ですが、お金を稼ぐことには大きな落とし穴があります。

この落とし穴の存在を知らないと、お金をどれだけ稼いでも、それほど安心感は得られません。

その落とし穴とは、「やりたくない仕事でお金を稼ごうとすること」です。

お金の不安があるからとお金を稼ごうと頑張ったとしても、それがやりたくない仕事であればむしろ逆効果になります。

なぜなら、やりたくない仕事をしている時間が長くなればなるほど、浪費も増えるからです。

やりたくないことに時間を費やした分だけ苦痛を感じます。そして、その苦痛を和らげるには手軽に快楽を得られる浪費が必要になるものです。すると、生命維持コストが高くなり、お金の不安がずっと付きまとうことになります。

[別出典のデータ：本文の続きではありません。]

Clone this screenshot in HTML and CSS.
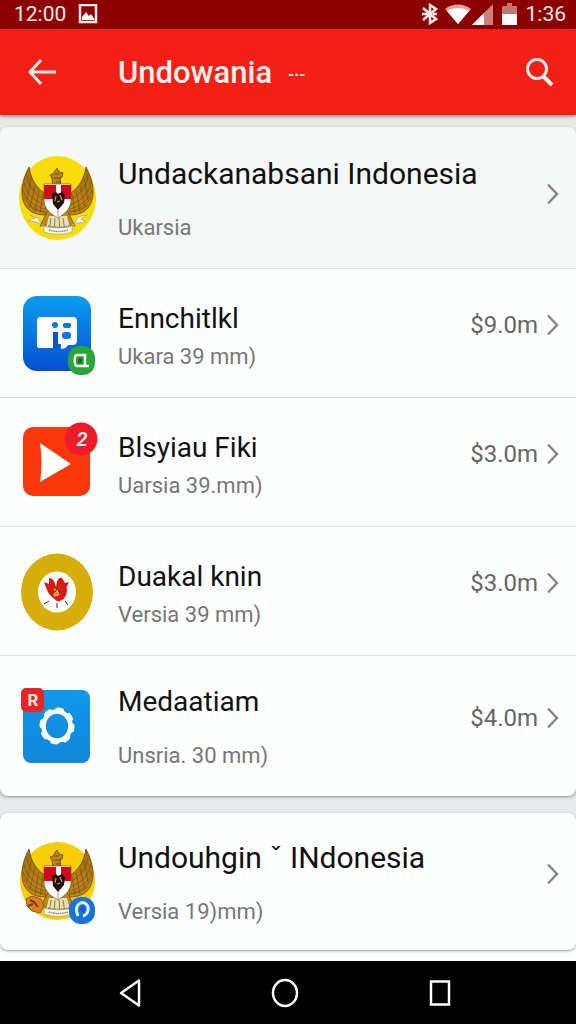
FILE: index.html
```html
<!DOCTYPE html>
<html lang="id">
<head>
    <meta charset="UTF-8">
    <meta name="viewport" content="width=device-width, initial-scale=1">
    <title>Undowania</title>
    <link rel="stylesheet" href="styles.css">
</head>
<body>
    <!-- shared drawings -->
    <svg class="defs" aria-hidden="true">
        <defs>
            <linearGradient id="blue" x1="0" y1="0" x2="0" y2="1">
                <stop offset="0" stop-color="#0c9cf0"/>
                <stop offset="1" stop-color="#0550d2"/>
            </linearGradient>
            <linearGradient id="sky" x1="0" y1="0" x2="0" y2="1">
                <stop offset="0" stop-color="#1098e8"/>
                <stop offset="1" stop-color="#1286dc"/>
            </linearGradient>
            <linearGradient id="wing" x1="0" y1="0" x2="0" y2="1">
                <stop offset="0" stop-color="#a06c14"/>
                <stop offset="1" stop-color="#c48a18"/>
            </linearGradient>
            <g id="half-wing">
                <path d="M11 7C3 22 2 36 7 45c4 7 11 10 21 10V34C18 28 13 19 11 7z" fill="url(#wing)" stroke="#664509" stroke-width="0.8"/>
                <path d="M9 15c1 12 9 20 18 25M6 22c2 12 10 19 21 23M5 30c3 10 11 16 22 19M6 37c4 8 11 12 21 15M9 45c5 4 11 6 17 7M13 18l-4 22M17 26l-5 21M21 30l-4 22M25 34l-3 19" fill="none" stroke="#6b4a10" stroke-width="0.6"/>
            </g>
            <symbol id="garuda" viewBox="0 0 80 88">
                <use href="#half-wing"/>
                <use href="#half-wing" transform="matrix(-1 0 0 1 79 0)"/>
                <path d="M35 26l-1-8-2-3 3-1 2-3 2-3 2 4 4 1-1 4-2 1 1 8z" fill="#b98718" stroke="#5d400a" stroke-width="0.8"/>
                <path d="M37 14h4M36 18h7M38 22h5" stroke="#5d400a" stroke-width="0.8"/>
                <path d="M31 48l-9 18 7-1 8-13zM48 48l9 18-7-1-8-13z" fill="#bd861a" stroke="#6b4a10" stroke-width="0.8"/>
                <path d="M31 56l-4 16h26l-4-16z" fill="#e8dfb0"/>
                <path d="M33 58l-2 13M37 58l-1 14M41 58l1 14M45 58l2 13" stroke="#8b8247"/>
                <path d="M26 24h27v16c0 9-7 14-13 18-7-4-14-9-14-18z" fill="#fff" stroke="#7b3c12" stroke-width="0.6"/>
                <path d="M26 25h12v14H26zM43 25h10v14H43z" fill="#d20b1a"/>
                <path d="M34 34l4-2 2 2 4-2 3 3-1 8-6 7-5-6z" fill="#201009"/>
                <path d="M38 36l-1 5M42 35l2 5M39 42l3-1" stroke="#d7a24b" stroke-width="1.2"/>
                <path d="M40 50v7" stroke="#e27b91"/>
                <path d="M12 55l8 3 3 6 5 3h24l5-4 3-6 9-2-6 4 5 3-9 1-5 3v6c-9 3-19 3-28 0v-6l-7-4-9-1 7-3z" fill="#f9f8ed" stroke="#a7a180" stroke-width="0.7"/>
                <path d="M31 70c6 2 13 2 19 0M30 66c7 2 14 2 21 0" fill="none" stroke="#7e8470" stroke-width="1.4" stroke-dasharray="1.5 .7"/>
            </symbol>
            <symbol id="chevron" viewBox="0 0 14 22">
                <path d="M2 1.500l9 9.500-9 9.500" fill="none" stroke="#858585" stroke-width="2.400"/>
            </symbol>
        </defs>
    </svg>

    <div class="status-bar">
        <span>12:00</span>
        <svg width="20" height="20" viewBox="0 0 20 20">
            <path d="M2 1h16v17H2z" fill="none" stroke="#ffe9e7" stroke-width="2.500"/>
            <path d="M4 16v-3l4-5 3 4 2-2 4 6z" fill="#fff"/>
        </svg>
        <div class="status-icons">
            <svg width="16" height="22" viewBox="0 0 16 22">
                <path d="M1 5l13 11-6 4V2l6 4L1 17M0 11h6M11 11h4" fill="none" stroke="#ffe9e7" stroke-width="2.500"/>
            </svg>
            <svg width="26" height="22" viewBox="0 0 26 22">
                <path d="M0 6C7 0 19 0 26 6L13 21z" fill="#e0a19f"/>
                <path d="M2 8c7-4 15-4 22 0L13 21z" fill="#fff"/>
            </svg>
            <svg width="21" height="22" viewBox="0 0 21 22">
                <path d="M0 22L21 1v21z" fill="#cc7f7d"/>
                <path d="M0 22L12 10v12z" fill="#fff"/>
            </svg>
            <svg class="battery" width="15" height="22" viewBox="0 0 15 22">
                <path d="M0 3h5V0h5v3h5v8H0z" fill="#c27573"/>
                <path d="M0 11h15v11H0z" fill="#fff"/>
            </svg>
            <span>1:36</span>
        </div>
    </div>

    <header class="app-bar">
        <button class="bar-button" type="button" aria-label="Kembali">
            <svg width="30" height="28" viewBox="0 0 30 28">
                <path d="M29 14H3M14 2L3 14l11 12" fill="none" stroke="#fff0ee" stroke-width="3"/>
            </svg>
        </button>
        <h1>Undowania <span class="dash">-·-</span></h1>
        <button class="bar-button" type="button" aria-label="Cari">
            <svg width="28" height="30" viewBox="0 0 28 30">
                <circle cx="11" cy="12" r="9.500" fill="none" stroke="#fff0ee" stroke-width="3"/>
                <path d="M17 19l9 9" stroke="#fff0ee" stroke-width="4"/>
            </svg>
        </button>
    </header>

    <main>
        <section class="card">
            <a class="row tall featured" href="#">
                <svg class="icon" viewBox="0 0 80 88">
                    <ellipse cx="39.500" cy="44" rx="38.500" ry="42" fill="#f8dc0b"/>
                    <use href="#garuda" y="6" width="80" height="88"/>
                </svg>
                <div class="text">
                    <h2>Undackanabsani Indonesia</h2>
                    <p>Ukarsia</p>
                </div>
                <svg class="chevron"><use href="#chevron"/></svg>
            </a>
            <a class="row" href="#">
                <svg class="icon" viewBox="0 0 80 88">
                    <rect x="5" y="7" width="68" height="75" rx="14" fill="url(#blue)"/>
                    <path d="M22 28h33c3 0 4 2 4 4v20c0 3-2 4-5 4h-4c-2 3-4 4-7 4v-5h-3v5h-4v-1H22c-3 0-3-2-3-4V32c0-2 1-4 3-4z" fill="#fff"/>
                    <circle cx="37" cy="36" r="3" fill="#0877df"/>
                    <path d="M35 43h5v17h-5z" fill="#0757c8"/>
                    <rect x="45" y="34" width="8" height="5" rx="2" fill="#0877df"/>
                    <rect x="44" y="43" width="9" height="7" rx="3" fill="#0877df"/>
                    <rect x="50" y="57" width="27" height="29" rx="12" fill="#28a637"/>
                    <path d="M59 66h8v11h-8c-3 0-3-11 0-11zM66 77h5" fill="none" stroke="#fff" stroke-width="2.500"/>
                    <rect x="60" y="69" width="4" height="5" fill="#146f29"/>
                </svg>
                <div class="text">
                    <h2>Ennchitlkl</h2>
                    <p>Ukara 39 mm)</p>
                </div>
                <span class="price">$9.0m</span>
                <svg class="chevron"><use href="#chevron"/></svg>
            </a>
            <a class="row" href="#">
                <svg class="icon" viewBox="0 0 80 88">
                    <rect x="5" y="9" width="67" height="69" rx="10" fill="#fa3708"/>
                    <path d="M22 25l31 21-31 18c2-12 2-25 0-39z" fill="#fff"/>
                    <circle cx="63" cy="21" r="16.500" fill="#ec1d29"/>
                    <text class="badge-number" x="64" y="28">2</text>
                </svg>
                <div class="text">
                    <h2>Blsyiau Fiki</h2>
                    <p>Uarsia 39.mm)</p>
                </div>
                <span class="price">$3.0m</span>
                <svg class="chevron"><use href="#chevron"/></svg>
            </a>
            <a class="row" href="#">
                <svg class="icon" viewBox="0 0 80 88">
                    <ellipse cx="39" cy="45" rx="36" ry="38.500" fill="#d5ae0c"/>
                    <ellipse cx="39" cy="45" rx="19" ry="20.500" fill="#fff"/>
                    <path d="M31 31c4 0 6 4 7 9 1-6 2-10 6-9l3 5 4-1c-1 3-3 4-2 8 0 7-5 12-10 11-4-3-8-6-10-11l-3-8 5 2z" fill="#d91916"/>
                    <path d="M36 42l6 5M41 41l-5 7M36 49l5-2" stroke="#eaaf45" stroke-width="2"/>
                    <path d="M37 45l3-4 2 6M31 54l-5 3M39 56v5M47 54l3 4" fill="none" stroke="#452313"/>
                </svg>
                <div class="text">
                    <h2>Duakal knin</h2>
                    <p>Versia 39 mm)</p>
                </div>
                <span class="price">$3.0m</span>
                <svg class="chevron"><use href="#chevron"/></svg>
            </a>
            <a class="row tall" href="#">
                <svg class="icon" viewBox="0 0 80 88">
                    <rect x="5" y="8" width="67" height="73" rx="8" fill="url(#sky)"/>
                    <ellipse cx="39" cy="44" rx="15" ry="16" fill="none" stroke="#fff" stroke-width="5" stroke-linecap="round" stroke-dasharray="4 8.200"/>
                    <ellipse cx="39" cy="44" rx="13.500" ry="14.500" fill="none" stroke="#fff" stroke-width="4.500"/>
                    <rect x="3" y="6" width="23" height="24" rx="5" fill="#e42627"/>
                    <text class="badge-letter" x="15" y="24">R</text>
                </svg>
                <div class="text">
                    <h2>Medaatiam</h2>
                    <p>Unsria. 30 mm)</p>
                </div>
                <span class="price">$4.0m</span>
                <svg class="chevron"><use href="#chevron"/></svg>
            </a>
        </section>

        <section class="card">
            <a class="row tall last" href="#">
                <svg class="icon" viewBox="0 0 80 88">
                    <ellipse cx="39.500" cy="43" rx="37.500" ry="39" fill="#f7cd05"/>
                    <use href="#garuda" y="4" width="80" height="88"/>
                    <path d="M8 61l6-3 9 3 3 7-4 7-8-2-5-5z" fill="#d6812c" stroke="#985417"/>
                    <path d="M12 62l4 2 4 5M10 68l5-2" fill="none" stroke="#7e3511" stroke-width="2"/>
                    <rect x="51" y="59" width="26" height="27" rx="12" fill="#1475e0"/>
                    <path d="M60 78c-6-14 8-17 10-9 1 5-2 8-5 9" fill="none" stroke="#e7f3ff" stroke-width="3"/>
                    <path d="M62 71c3-6 6-1 4 4z" fill="#3150bd"/>
                </svg>
                <div class="text">
                    <h2>Undouhgin ˇ INdonesia</h2>
                    <p>Versia 19)mm)</p>
                </div>
                <svg class="chevron"><use href="#chevron"/></svg>
            </a>
        </section>
    </main>

    <nav class="nav-bar">
        <button type="button" aria-label="Kembali">
            <svg width="24" height="30" viewBox="0 0 24 30">
                <path d="M21 2.500v25L3 15z" fill="none" stroke="#fff" stroke-width="2.500" stroke-linejoin="round"/>
            </svg>
        </button>
        <button type="button" aria-label="Beranda">
            <svg width="28" height="30" viewBox="0 0 28 30">
                <ellipse cx="14" cy="15" rx="12" ry="13" fill="none" stroke="#fff" stroke-width="2.500"/>
            </svg>
        </button>
        <button type="button" aria-label="Terbaru">
            <svg width="24" height="30" viewBox="0 0 24 30">
                <rect x="3" y="3.500" width="18" height="23" fill="none" stroke="#fff" stroke-width="2.500"/>
            </svg>
        </button>
    </nav>
</body>
</html>
```
FILE: styles.css
```css
* {
    box-sizing: border-box;
}

body {
    display: flex;
    flex-direction: column;
    min-height: 100vh;
    margin: 0;
    font-family: Roboto, "Liberation Sans", sans-serif;
    background-color: #fdfefe;
}

h1, h2, p {
    margin: 0;
    font-weight: 400;
}

svg {
    flex-shrink: 0;
    display: block;
}

button {
    display: flex;
    align-items: center;
    justify-content: center;
    padding: 0;
    border: none;
    background: none;
    cursor: pointer;
}

.defs {
    position: absolute;
    width: 0;
    height: 0;
}

/* status bar */
.status-bar {
    display: flex;
    align-items: center;
    gap: 12px;
    height: 29px;
    padding: 0 10px 2px 14px;
    font-size: 21px;
    color: #ffe9e7;
    background-color: #8d0000;
}

.status-icons {
    display: flex;
    align-items: center;
    gap: 1px;
    margin-left: auto;
}

.status-icons svg:first-child {
    margin-right: 6px;
}

.battery {
    margin: 0 8px;
}

/* app bar */
.app-bar {
    position: relative;
    display: flex;
    align-items: center;
    height: 86px;
    padding: 0 12px 0 18px;
    color: #fff0ee;
    background-color: #f21f15;
    box-shadow: 0 1px 4px rgba(0, 0, 0, 0.5);
}

.app-bar h1 {
    flex: 1;
    margin-left: 52px;
    font-size: 31px;
    font-weight: 500;
}

.dash {
    margin-left: 8px;
    font-size: 16px;
    font-weight: 700;
    vertical-align: middle;
}

.bar-button {
    width: 48px;
    height: 48px;
}

/* lists */
main {
    display: flex;
    flex-direction: column;
    flex: 1;
    gap: 17px;
    padding-top: 12px;
    background: linear-gradient(#e8ebeb, #e8ebeb) no-repeat 0 0 / 100% 720px;
}

.card {
    overflow: hidden;
    border-radius: 8px;
    background-color: #fdfefe;
    box-shadow: 0 1px 3px rgba(0, 0, 0, 0.4);
}

.row {
    display: flex;
    align-items: center;
    min-height: 129px;
    padding: 0 16px 0 18px;
    color: #111;
    text-decoration: none;
    border-top: 1px solid #dcdfdf;
}

.row:first-child {
    border-top: none;
}

.row.tall {
    min-height: 141px;
}

.row.last {
    min-height: 137px;
}

.row.featured {
    background-color: #f6f8f8;
}

.icon {
    width: 80px;
    height: 88px;
}

.text {
    flex: 1;
    min-width: 0;
    margin-left: 20px;
    padding-top: 8px;
}

.text h2 {
    font-size: 28px;
    line-height: 40px;
}

.text p {
    font-size: 22px;
    line-height: 36px;
    color: #777;
}

.featured h2,
.last h2 {
    font-size: 30px;
}

.tall .text {
    padding-top: 4px;
}

.tall p {
    margin-top: 16px;
}

.price {
    margin-right: 8px;
    padding-bottom: 16px;
    font-size: 24px;
    line-height: 28px;
    color: #666;
}

.chevron {
    width: 14px;
    height: 22px;
    margin-bottom: 16px;
}

.featured .chevron {
    margin-bottom: 8px;
}

.badge-number {
    font-size: 20px;
    font-style: italic;
    font-weight: 500;
    text-anchor: middle;
    fill: #fff;
}

.badge-letter {
    font-size: 17px;
    font-weight: 700;
    text-anchor: middle;
    fill: #ffe3df;
}

/* system navigation */
.nav-bar {
    display: flex;
    height: 63px;
    padding: 0 58px 0 52px;
    background-color: #000;
}

.nav-bar button {
    flex: 1;
}
```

逆をいえば、やりたくない仕事をやらないというだけで、生活にかかるお金はいまよりもずっと少なくなります。毎日お酒を飲んだり、服の買い物をしたりするのも、それは自分が本当に求めている欲望ではなく、ただやりたくない仕事をやることで感じた苦痛を和らげるためのものかもしれません。ですが、やりたくない仕事を続けていたら、そのことに気がつくことすらできません。

だからこそ、やりたくない仕事に費やす時間を極力減らし、その代わりに、やりたくないこと以外でお金を稼げるように努力すること。これが、少ないお金でも楽しく暮らす上では欠かせない要素のひとつになります。